======== Task input

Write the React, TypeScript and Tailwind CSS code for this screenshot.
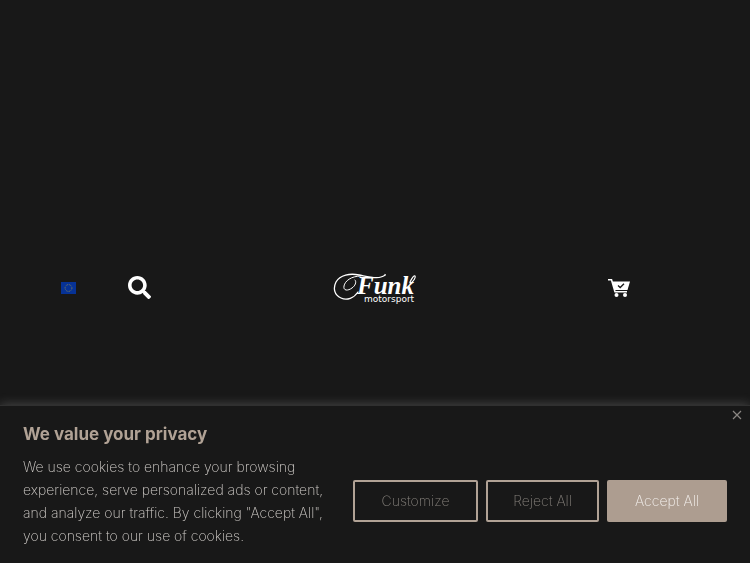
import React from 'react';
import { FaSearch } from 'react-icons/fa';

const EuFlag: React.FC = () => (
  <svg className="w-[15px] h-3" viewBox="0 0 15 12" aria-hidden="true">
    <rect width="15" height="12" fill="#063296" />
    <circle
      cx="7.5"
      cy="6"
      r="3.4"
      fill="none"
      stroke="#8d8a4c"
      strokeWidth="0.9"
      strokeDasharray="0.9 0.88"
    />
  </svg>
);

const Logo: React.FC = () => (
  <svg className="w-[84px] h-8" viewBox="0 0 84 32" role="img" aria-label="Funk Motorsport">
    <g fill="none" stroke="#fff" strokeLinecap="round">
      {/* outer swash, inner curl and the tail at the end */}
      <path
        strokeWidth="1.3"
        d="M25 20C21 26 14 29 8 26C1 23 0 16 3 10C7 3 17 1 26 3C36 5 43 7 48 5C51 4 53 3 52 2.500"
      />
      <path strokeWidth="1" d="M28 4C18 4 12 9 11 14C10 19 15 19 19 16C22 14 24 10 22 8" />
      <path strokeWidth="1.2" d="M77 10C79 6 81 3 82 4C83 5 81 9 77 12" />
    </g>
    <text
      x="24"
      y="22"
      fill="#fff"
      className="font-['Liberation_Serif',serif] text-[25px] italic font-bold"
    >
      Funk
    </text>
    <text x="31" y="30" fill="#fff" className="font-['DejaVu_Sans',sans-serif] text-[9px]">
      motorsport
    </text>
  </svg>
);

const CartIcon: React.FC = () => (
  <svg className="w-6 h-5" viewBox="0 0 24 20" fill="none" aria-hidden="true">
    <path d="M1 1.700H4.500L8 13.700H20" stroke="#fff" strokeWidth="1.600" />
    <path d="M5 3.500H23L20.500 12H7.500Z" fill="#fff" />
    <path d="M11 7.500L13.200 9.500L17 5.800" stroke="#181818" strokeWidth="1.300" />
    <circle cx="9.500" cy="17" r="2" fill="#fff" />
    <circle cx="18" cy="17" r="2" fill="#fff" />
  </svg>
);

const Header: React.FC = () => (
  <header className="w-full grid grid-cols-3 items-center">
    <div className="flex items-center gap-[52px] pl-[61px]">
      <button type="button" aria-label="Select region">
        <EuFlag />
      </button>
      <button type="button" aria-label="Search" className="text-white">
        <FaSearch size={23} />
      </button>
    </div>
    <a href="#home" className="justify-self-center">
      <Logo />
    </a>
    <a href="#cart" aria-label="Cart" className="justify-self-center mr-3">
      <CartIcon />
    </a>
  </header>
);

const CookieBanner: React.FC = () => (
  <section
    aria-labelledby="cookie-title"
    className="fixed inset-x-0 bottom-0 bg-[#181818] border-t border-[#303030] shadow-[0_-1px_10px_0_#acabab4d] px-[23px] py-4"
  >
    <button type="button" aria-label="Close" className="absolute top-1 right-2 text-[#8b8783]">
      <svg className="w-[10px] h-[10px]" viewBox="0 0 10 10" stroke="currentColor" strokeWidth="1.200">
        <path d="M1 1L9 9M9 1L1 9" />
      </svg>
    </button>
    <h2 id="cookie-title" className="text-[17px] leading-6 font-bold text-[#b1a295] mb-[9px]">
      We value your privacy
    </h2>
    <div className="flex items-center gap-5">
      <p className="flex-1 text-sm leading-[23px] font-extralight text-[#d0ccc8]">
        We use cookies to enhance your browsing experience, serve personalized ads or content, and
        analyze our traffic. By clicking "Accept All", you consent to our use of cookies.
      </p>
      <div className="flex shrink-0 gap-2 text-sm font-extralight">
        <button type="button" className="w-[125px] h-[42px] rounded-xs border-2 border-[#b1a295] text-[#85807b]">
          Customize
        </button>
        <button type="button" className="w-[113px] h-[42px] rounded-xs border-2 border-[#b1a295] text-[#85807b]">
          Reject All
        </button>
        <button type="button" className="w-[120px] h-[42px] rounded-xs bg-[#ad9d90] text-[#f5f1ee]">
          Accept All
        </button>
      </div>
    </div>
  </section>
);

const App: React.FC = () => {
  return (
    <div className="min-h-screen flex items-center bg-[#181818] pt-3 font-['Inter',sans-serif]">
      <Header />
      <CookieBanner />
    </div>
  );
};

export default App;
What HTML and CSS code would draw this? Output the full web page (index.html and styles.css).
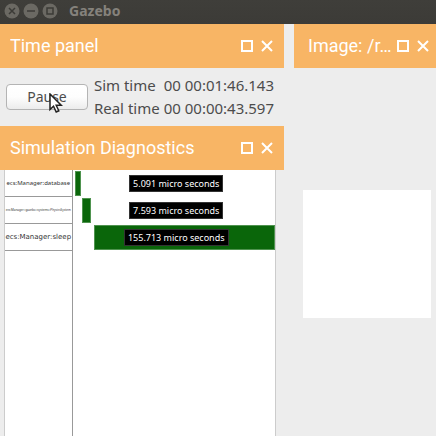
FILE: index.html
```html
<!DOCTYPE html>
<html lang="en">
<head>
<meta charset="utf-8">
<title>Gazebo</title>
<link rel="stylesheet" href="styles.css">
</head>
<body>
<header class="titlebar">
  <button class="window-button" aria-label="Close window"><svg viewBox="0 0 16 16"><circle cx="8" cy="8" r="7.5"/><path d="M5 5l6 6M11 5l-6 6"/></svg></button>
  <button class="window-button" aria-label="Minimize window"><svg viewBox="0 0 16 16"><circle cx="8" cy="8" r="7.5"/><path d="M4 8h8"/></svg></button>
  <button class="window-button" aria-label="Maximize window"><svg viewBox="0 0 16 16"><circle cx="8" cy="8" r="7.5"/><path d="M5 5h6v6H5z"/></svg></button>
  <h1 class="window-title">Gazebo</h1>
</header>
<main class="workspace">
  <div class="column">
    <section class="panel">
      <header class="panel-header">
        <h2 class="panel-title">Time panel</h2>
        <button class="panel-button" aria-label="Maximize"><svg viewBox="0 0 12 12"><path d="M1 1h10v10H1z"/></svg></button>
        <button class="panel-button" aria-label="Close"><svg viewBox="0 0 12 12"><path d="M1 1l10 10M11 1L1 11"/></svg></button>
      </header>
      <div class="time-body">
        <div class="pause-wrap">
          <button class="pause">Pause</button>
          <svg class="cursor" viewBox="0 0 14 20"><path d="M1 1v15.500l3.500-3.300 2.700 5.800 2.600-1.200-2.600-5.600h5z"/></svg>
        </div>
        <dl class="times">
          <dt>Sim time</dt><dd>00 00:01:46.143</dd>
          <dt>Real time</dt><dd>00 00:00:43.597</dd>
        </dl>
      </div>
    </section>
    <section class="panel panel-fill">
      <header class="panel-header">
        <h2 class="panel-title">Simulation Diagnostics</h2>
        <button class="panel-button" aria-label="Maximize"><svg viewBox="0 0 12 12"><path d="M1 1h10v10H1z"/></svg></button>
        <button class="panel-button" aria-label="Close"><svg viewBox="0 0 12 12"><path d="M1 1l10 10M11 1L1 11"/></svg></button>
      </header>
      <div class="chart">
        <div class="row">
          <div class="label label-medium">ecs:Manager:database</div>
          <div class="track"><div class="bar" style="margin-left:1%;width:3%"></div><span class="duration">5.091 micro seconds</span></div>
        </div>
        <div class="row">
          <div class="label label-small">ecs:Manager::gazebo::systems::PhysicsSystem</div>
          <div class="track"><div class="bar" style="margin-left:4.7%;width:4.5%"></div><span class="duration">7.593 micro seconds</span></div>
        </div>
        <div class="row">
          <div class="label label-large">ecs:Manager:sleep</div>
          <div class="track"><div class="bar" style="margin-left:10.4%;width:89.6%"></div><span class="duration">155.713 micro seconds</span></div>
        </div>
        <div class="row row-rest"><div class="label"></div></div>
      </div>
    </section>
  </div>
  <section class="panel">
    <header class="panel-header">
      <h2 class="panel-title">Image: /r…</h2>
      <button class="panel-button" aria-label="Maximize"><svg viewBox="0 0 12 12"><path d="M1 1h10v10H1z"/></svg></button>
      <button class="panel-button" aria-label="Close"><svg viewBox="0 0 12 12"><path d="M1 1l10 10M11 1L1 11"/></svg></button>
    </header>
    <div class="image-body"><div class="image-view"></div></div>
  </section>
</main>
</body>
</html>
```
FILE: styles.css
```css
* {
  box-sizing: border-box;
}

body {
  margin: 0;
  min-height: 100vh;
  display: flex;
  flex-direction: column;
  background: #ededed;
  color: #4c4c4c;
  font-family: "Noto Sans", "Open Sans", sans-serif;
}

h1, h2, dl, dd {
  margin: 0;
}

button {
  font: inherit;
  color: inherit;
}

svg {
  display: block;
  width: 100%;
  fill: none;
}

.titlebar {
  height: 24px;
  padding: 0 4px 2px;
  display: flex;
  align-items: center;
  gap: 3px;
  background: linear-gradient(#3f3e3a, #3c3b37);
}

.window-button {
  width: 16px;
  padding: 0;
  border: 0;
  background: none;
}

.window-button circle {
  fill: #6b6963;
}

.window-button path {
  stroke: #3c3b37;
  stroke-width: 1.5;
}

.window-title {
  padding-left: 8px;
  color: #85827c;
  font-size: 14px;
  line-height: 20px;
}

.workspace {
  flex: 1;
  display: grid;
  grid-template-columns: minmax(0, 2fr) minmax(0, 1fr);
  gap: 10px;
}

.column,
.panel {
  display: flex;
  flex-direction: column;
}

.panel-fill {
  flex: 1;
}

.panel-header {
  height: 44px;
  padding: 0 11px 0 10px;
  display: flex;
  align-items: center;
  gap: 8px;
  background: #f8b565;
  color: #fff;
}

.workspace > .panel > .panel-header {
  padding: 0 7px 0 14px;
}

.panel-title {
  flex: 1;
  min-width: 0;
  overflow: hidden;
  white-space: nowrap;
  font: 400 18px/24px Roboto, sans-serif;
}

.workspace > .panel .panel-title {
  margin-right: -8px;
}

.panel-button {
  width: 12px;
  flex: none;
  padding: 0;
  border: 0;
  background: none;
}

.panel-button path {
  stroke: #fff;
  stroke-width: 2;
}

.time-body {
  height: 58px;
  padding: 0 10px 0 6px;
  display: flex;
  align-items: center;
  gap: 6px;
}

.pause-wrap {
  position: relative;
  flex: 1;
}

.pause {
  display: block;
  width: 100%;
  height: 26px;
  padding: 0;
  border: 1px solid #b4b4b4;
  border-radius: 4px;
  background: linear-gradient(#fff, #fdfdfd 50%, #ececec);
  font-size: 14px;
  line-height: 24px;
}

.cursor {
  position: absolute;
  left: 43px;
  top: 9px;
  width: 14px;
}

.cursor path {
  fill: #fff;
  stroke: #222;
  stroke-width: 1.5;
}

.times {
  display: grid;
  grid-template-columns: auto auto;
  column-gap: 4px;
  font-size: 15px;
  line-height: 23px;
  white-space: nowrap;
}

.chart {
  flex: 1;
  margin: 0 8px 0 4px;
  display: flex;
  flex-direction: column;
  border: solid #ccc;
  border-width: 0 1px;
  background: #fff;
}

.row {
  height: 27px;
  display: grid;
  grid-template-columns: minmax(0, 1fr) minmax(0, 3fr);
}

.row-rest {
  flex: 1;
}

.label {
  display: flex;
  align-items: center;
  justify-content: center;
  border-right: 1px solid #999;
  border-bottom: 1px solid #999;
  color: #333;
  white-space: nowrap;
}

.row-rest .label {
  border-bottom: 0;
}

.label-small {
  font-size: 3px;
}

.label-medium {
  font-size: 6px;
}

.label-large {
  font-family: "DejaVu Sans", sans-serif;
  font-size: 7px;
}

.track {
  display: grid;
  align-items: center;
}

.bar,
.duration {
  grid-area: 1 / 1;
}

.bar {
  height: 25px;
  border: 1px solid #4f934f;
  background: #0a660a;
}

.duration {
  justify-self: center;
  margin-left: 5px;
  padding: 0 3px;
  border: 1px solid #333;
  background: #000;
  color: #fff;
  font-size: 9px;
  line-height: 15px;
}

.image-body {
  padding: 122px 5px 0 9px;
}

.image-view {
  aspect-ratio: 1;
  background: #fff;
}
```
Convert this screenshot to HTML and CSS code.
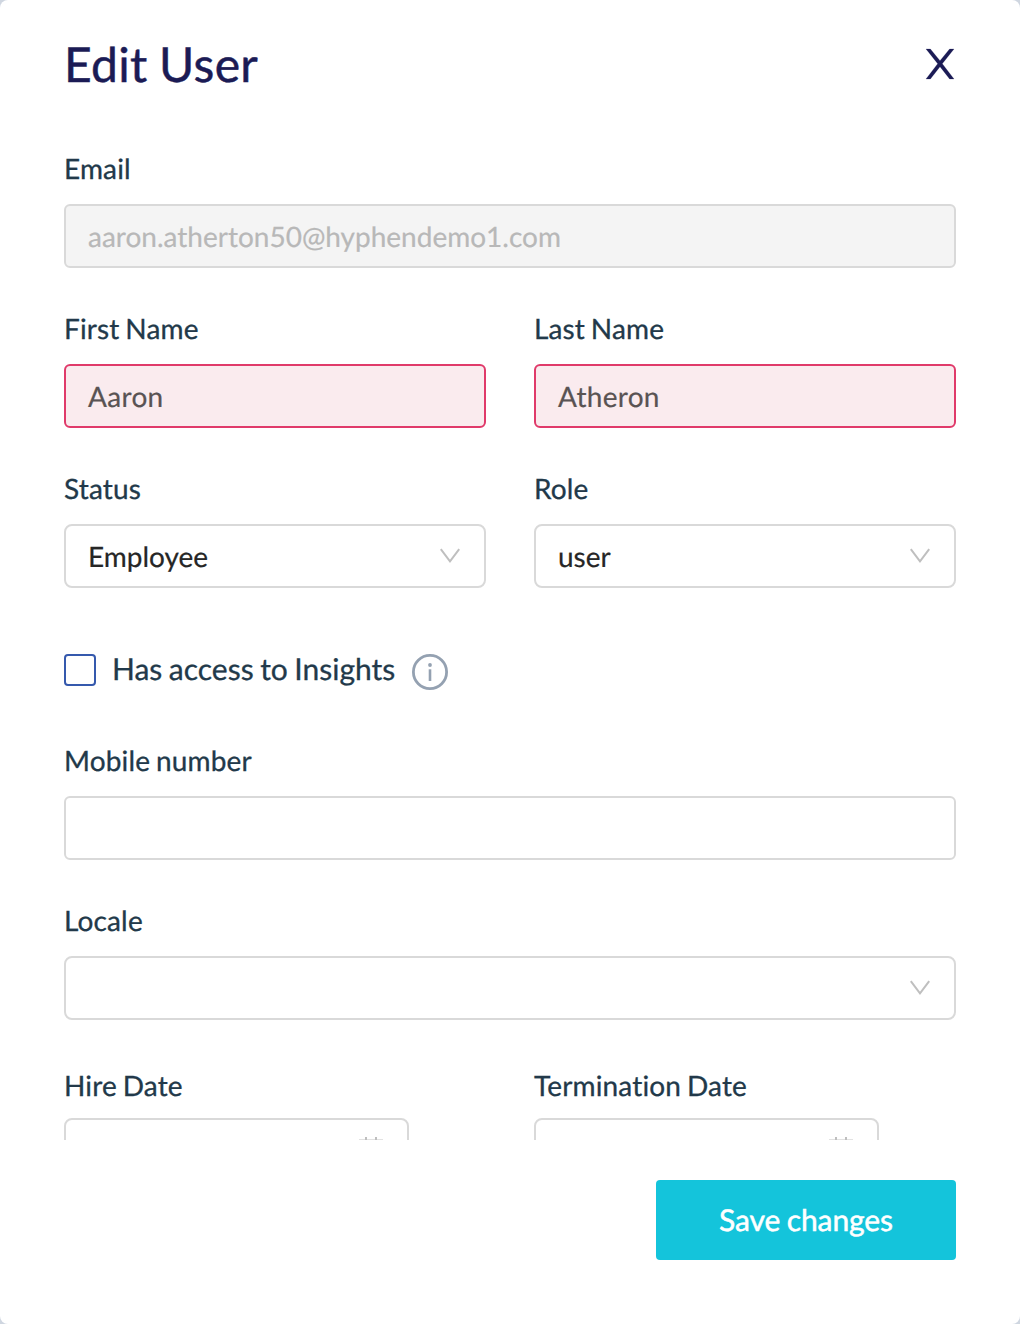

================

◆ Exercise objective ◆
Scan the listing above for the word "index" and copy every line that holds it.

◆ Task answer ◆
What HTML and CSS code would draw this? Output the full web page (index.html and styles.css).
FILE: index.html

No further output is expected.